2020-09-22, 10:30–11:00, Room 1
Identification and description of morphological patterns forming cities are becoming easier due to expansion of urban open data and advancements of the related software. This talk presents current developments of methods of morphological analysis based on open data, leading to a classification of distinct types of urban form patterns.
Cities are different - from social composition, through economic performance and culture to the topic of this talk - morphology. The ways cities around the world are built vary, and geospatial science is trying to understand different morphological patterns that characterise cities and their parts using a plethora of approaches. However, the complexity of urban form is complicated to capture, and we need novel tools and data inputs to develop methods which are scalable to national extents and comprehensive to reflect the peculiarity of different neighbourhoods.
This talk presents the current state of urban morphology in the Python world. It starts with the representation of form and data extraction and preprocessing, focusing predominantly on vector data capturing buildings footprints and street networks. It further introduces momepy, a toolkit built on top of GeoPandas allowing a complex multi-scale analysis of urban form from the perspective of measuring of the spatial configuration of simple vector features.
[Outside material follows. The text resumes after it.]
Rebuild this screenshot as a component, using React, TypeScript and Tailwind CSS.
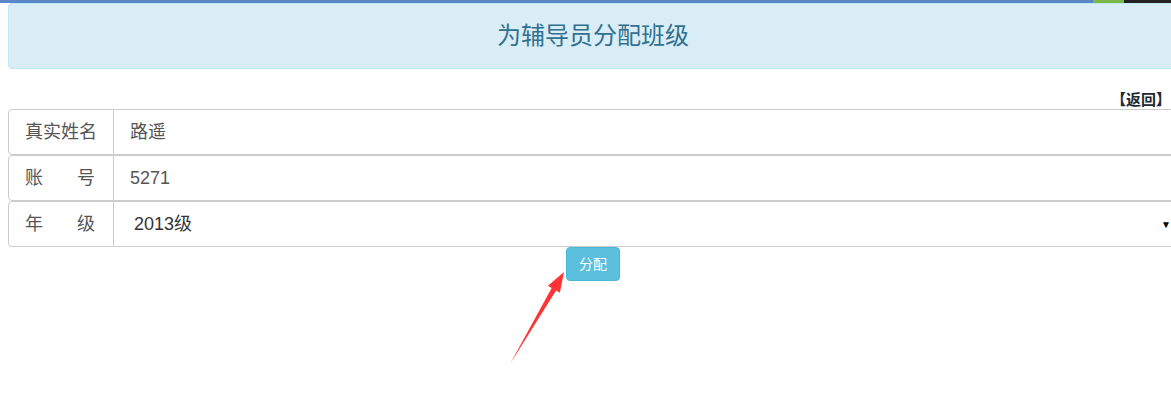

Next, it presents the ways of generation of additional analytical elements representing basic spatial units, leading to the measuring of different aspects of geometry itself. By determining the spatial relationship between buildings, street networks and other features using GeoPandas, PySAL and networkX, we can quantify size, shape and spatial distribution and configuration of different parts of cities all in the detail of a single element. Together with measurable density and diversity, we can derive an extensive set of morphological indicators capturing the complexity of urban form patterns.
The final part of the talk utilities a large number of indicators within the two-level clustering model able to detect distinct homogenous spatial patterns without the need for explicit spatial constraints. The second level of clustering results in a hierarchical dendrogram helping to understand relationship and similarity between identified patterns, which in turn represents a proxy for a taxonomy of urban form types.
The procedures could be robust enough to accommodate different levels of detail of open data mapping, from agglomerated Microsoft US Building Footprints to detailed open data released by local municipalities as is illustrated using various case studies.